Stored entries
--------------------
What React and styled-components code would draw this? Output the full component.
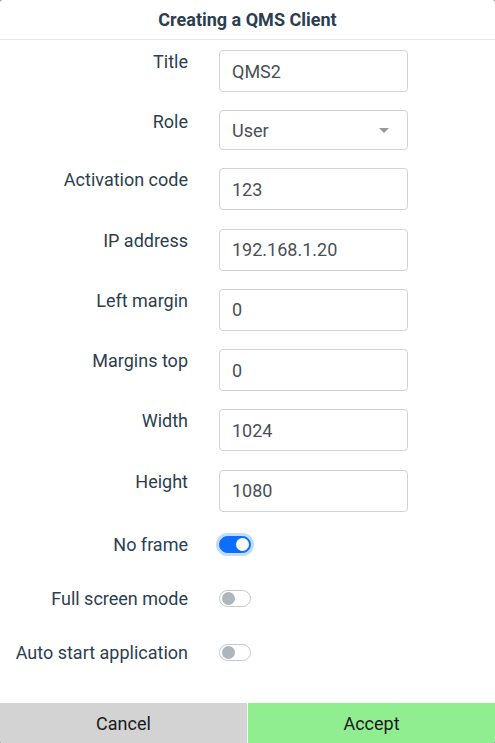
import React from 'react';
import styled, { createGlobalStyle } from 'styled-components';

const GlobalStyle = createGlobalStyle`
  html, body {
    margin: 0;
    padding: 0;
    background: #9a9a9a;
  }
  body {
    font-family: Roboto, "Liberation Sans", sans-serif;
    color: #2c3e50;
  }
  * {
    box-sizing: border-box;
  }
`;

// Styled components
const Card = styled.div`
  width: 495px;
  height: 743px;
  display: flex;
  flex-direction: column;
  background: #fff;
  border-radius: 3px;
  overflow: hidden;
`;

const Header = styled.div`
  height: 40px;
  flex-shrink: 0;
  display: flex;
  align-items: center;
  justify-content: center;
  border-bottom: 1px solid #e6e8eb;
  font-size: 18px;
  font-weight: 700;
  color: #2c3e50;
`;

const Body = styled.div`
  flex: 1;
  display: grid;
  grid-template-columns: 188px 189px;
  column-gap: 31px;
  align-content: start;
  padding-top: 10px;
`;

const Label = styled.label`
  text-align: right;
  font-size: 18px;
  line-height: 24px;
  color: #2c3e50;
  align-self: ${(p) => (p.$center ? 'center' : 'start')};
`;

const Input = styled.input`
  height: 42px;
  width: 189px;
  margin-bottom: ${(p) => p.$gap}px;
  padding: 0 12px;
  border: 1px solid #ced4da;
  border-radius: 4px;
  font-family: Roboto, "Liberation Sans", sans-serif;
  font-size: 18px;
  color: #495057;
  outline: none;
`;

const SelectBox = styled.div`
  height: 40px;
  width: 189px;
  margin-bottom: 18px;
  padding: 0 12px;
  display: flex;
  align-items: center;
  justify-content: space-between;
  border: 1px solid #ced4da;
  border-radius: 4px;
  font-size: 18px;
  color: #495057;
`;

const Caret = styled.span`
  width: 0;
  height: 0;
  margin-right: 6px;
  border-left: 5px solid transparent;
  border-right: 5px solid transparent;
  border-top: 5px solid #999;
`;

const SwitchCell = styled.div`
  height: 54px;
  display: flex;
  align-items: center;
`;

const Switch = styled.span`
  position: relative;
  width: 32px;
  height: 17px;
  border-radius: 9px;
  border: 1px solid ${(p) => (p.$on ? '#0d6efd' : '#c4c8cc')};
  background: ${(p) => (p.$on ? '#0d6efd' : '#fff')};
  box-shadow: ${(p) => (p.$on ? '0 0 0 3px rgba(13, 110, 253, 0.25)' : 'none')};

  &::after {
    content: '';
    position: absolute;
    top: 1px;
    left: ${(p) => (p.$on ? '16px' : '2px')};
    width: 13px;
    height: 13px;
    border-radius: 50%;
    background: ${(p) => (p.$on ? '#fff' : '#adb5bd')};
  }
`;

const Footer = styled.div`
  height: 40px;
  flex-shrink: 0;
  display: grid;
  grid-template-columns: 247px 1fr;
  column-gap: 1px;
`;

const Button = styled.button`
  border: none;
  background: ${(p) => p.$bg};
  font-family: Roboto, "Liberation Sans", sans-serif;
  font-size: 18px;
  color: #1a1a1a;
`;

const fields = [
  ['Title', 'QMS2'],
  ['Role', null],
  ['Activation code', '123'],
  ['IP address', '192.168.1.20'],
  ['Left margin', '0'],
  ['Margins top', '0'],
  ['Width', '1024'],
  ['Height', '1080'],
];

const switches = [
  ['No frame', true],
  ['Full screen mode', false],
  ['Auto start application', false],
];

const App = () => {
  return (
    <>
      <GlobalStyle />
      <Card>
        <Header>Creating a QMS Client</Header>
        <Body>
          {fields.map(([label, value], i) => (
            <React.Fragment key={label}>
              <Label>{label}</Label>
              {value === null ? (
                <SelectBox>
                  User
                  <Caret />
                </SelectBox>
              ) : (
                <Input defaultValue={value} $gap={i === 7 ? 6 : 18.3} />
              )}
            </React.Fragment>
          ))}
          {switches.map(([label, on]) => (
            <React.Fragment key={label}>
              <Label $center>{label}</Label>
              <SwitchCell>
                <Switch $on={on} />
              </SwitchCell>
            </React.Fragment>
          ))}
        </Body>
        <Footer>
          <Button $bg="#d3d3d3">Cancel</Button>
          <Button $bg="#90ee90">Accept</Button>
        </Footer>
      </Card>
    </>
  );
};

export default App;
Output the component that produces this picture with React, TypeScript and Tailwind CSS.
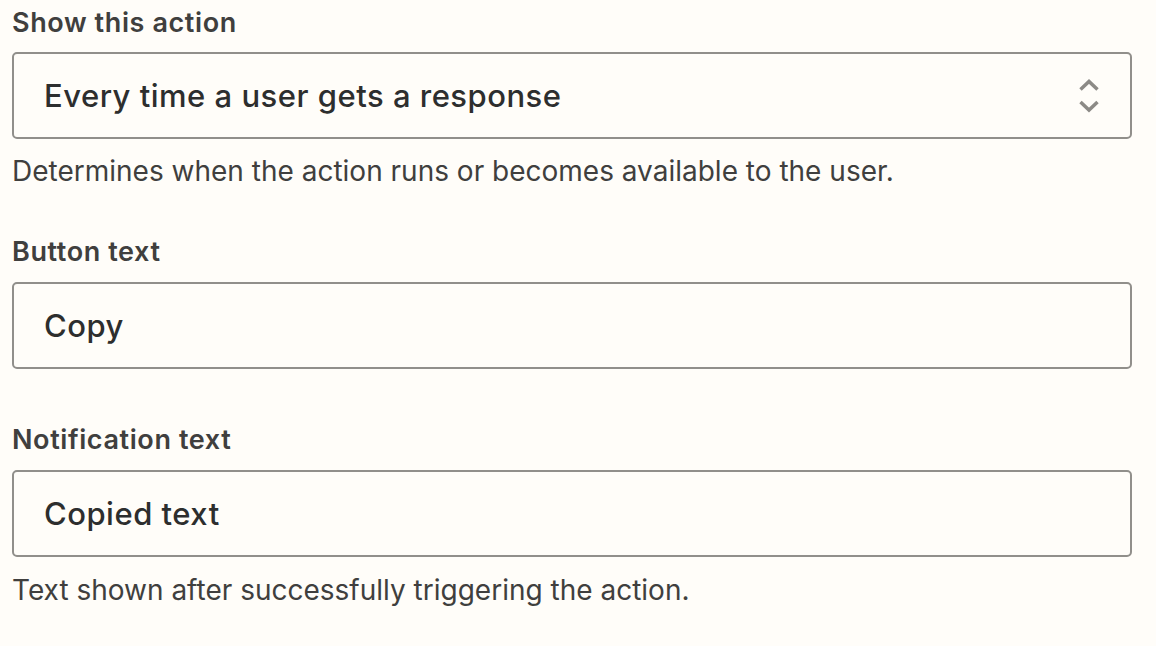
import type { ReactNode } from 'react';

function UpDownIcon() {
  return (
    <svg width="20" height="34" viewBox="0 0 20 34" fill="none" stroke="#8c8a86" strokeWidth="3.5" strokeLinejoin="miter">
      <polyline points="1.5,10.5 10,2.5 18.5,10.5" />
      <polyline points="1.5,23 10,31 18.5,23" />
    </svg>
  );
}

function Box({ children, className = '' }: { children: ReactNode; className?: string }) {
  return (
    <div
      className={`flex h-[87px] items-center justify-between rounded-[5px] border-2 border-[#918f8b] bg-[#fffdf9] pl-[30px] pr-[31px] ${className}`}
    >
      {children}
    </div>
  );
}

const labelCls = 'block text-[27px] font-semibold leading-[32px] tracking-[0.6px]';
const valueCls = 'text-[31px] font-medium leading-[36px] tracking-[0.5px] text-[#2d2e2e]';

export default function App() {
  return (
    <div
      className="min-h-screen bg-[#fffdf9] pl-3 pr-6 pt-[7px] text-[#403f3e]"
      style={{ fontFamily: 'Inter, "Noto Sans", sans-serif' }}
    >
      <label className={labelCls}>Show this action</label>
      <Box className="mt-[13px]">
        <span className={valueCls}>Every time a user gets a response</span>
        <UpDownIcon />
      </Box>
      <p className="mt-[15px] text-[28px] leading-[34px]">
        Determines when the action runs or becomes available to the user.
      </p>

      <label className={`mt-[48px] ${labelCls}`}>Button text</label>
      <Box className="mt-[14px]">
        <span className={valueCls}>Copy</span>
      </Box>

      <label className={`mt-[55px] ${labelCls}`}>Notification text</label>
      <Box className="mt-[14px]">
        <span className={valueCls}>Copied text</span>
      </Box>
      <p className="mt-[16px] text-[28px] leading-[34px]">
        Text shown after successfully triggering the action.
      </p>
    </div>
  );
}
--------------------
**EXERCISE OBJECTIVE**
Up to and including the line that contains "110, 253, 0.25)'", print the records above exactly from their first line, without any pictures.

**CORRECT ANSWER**
What React and styled-components code would draw this? Output the full component.
import React from 'react';
import styled, { createGlobalStyle } from 'styled-components';

const GlobalStyle = createGlobalStyle`
  html, body {
    margin: 0;
    padding: 0;
    background: #9a9a9a;
  }
  body {
    font-family: Roboto, "Liberation Sans", sans-serif;
    color: #2c3e50;
  }
  * {
    box-sizing: border-box;
  }
`;

// Styled components
const Card = styled.div`
  width: 495px;
  height: 743px;
  display: flex;
  flex-direction: column;
  background: #fff;
  border-radius: 3px;
  overflow: hidden;
`;

const Header = styled.div`
  height: 40px;
  flex-shrink: 0;
  display: flex;
  align-items: center;
  justify-content: center;
  border-bottom: 1px solid #e6e8eb;
  font-size: 18px;
  font-weight: 700;
  color: #2c3e50;
`;

const Body = styled.div`
  flex: 1;
  display: grid;
  grid-template-columns: 188px 189px;
  column-gap: 31px;
  align-content: start;
  padding-top: 10px;
`;

const Label = styled.label`
  text-align: right;
  font-size: 18px;
  line-height: 24px;
  color: #2c3e50;
  align-self: ${(p) => (p.$center ? 'center' : 'start')};
`;

const Input = styled.input`
  height: 42px;
  width: 189px;
  margin-bottom: ${(p) => p.$gap}px;
  padding: 0 12px;
  border: 1px solid #ced4da;
  border-radius: 4px;
  font-family: Roboto, "Liberation Sans", sans-serif;
  font-size: 18px;
  color: #495057;
  outline: none;
`;

const SelectBox = styled.div`
  height: 40px;
  width: 189px;
  margin-bottom: 18px;
  padding: 0 12px;
  display: flex;
  align-items: center;
  justify-content: space-between;
  border: 1px solid #ced4da;
  border-radius: 4px;
  font-size: 18px;
  color: #495057;
`;

const Caret = styled.span`
  width: 0;
  height: 0;
  margin-right: 6px;
  border-left: 5px solid transparent;
  border-right: 5px solid transparent;
  border-top: 5px solid #999;
`;

const SwitchCell = styled.div`
  height: 54px;
  display: flex;
  align-items: center;
`;

const Switch = styled.span`
  position: relative;
  width: 32px;
  height: 17px;
  border-radius: 9px;
  border: 1px solid ${(p) => (p.$on ? '#0d6efd' : '#c4c8cc')};
  background: ${(p) => (p.$on ? '#0d6efd' : '#fff')};
  box-shadow: ${(p) => (p.$on ? '0 0 0 3px rgba(13, 110, 253, 0.25)' : 'none')};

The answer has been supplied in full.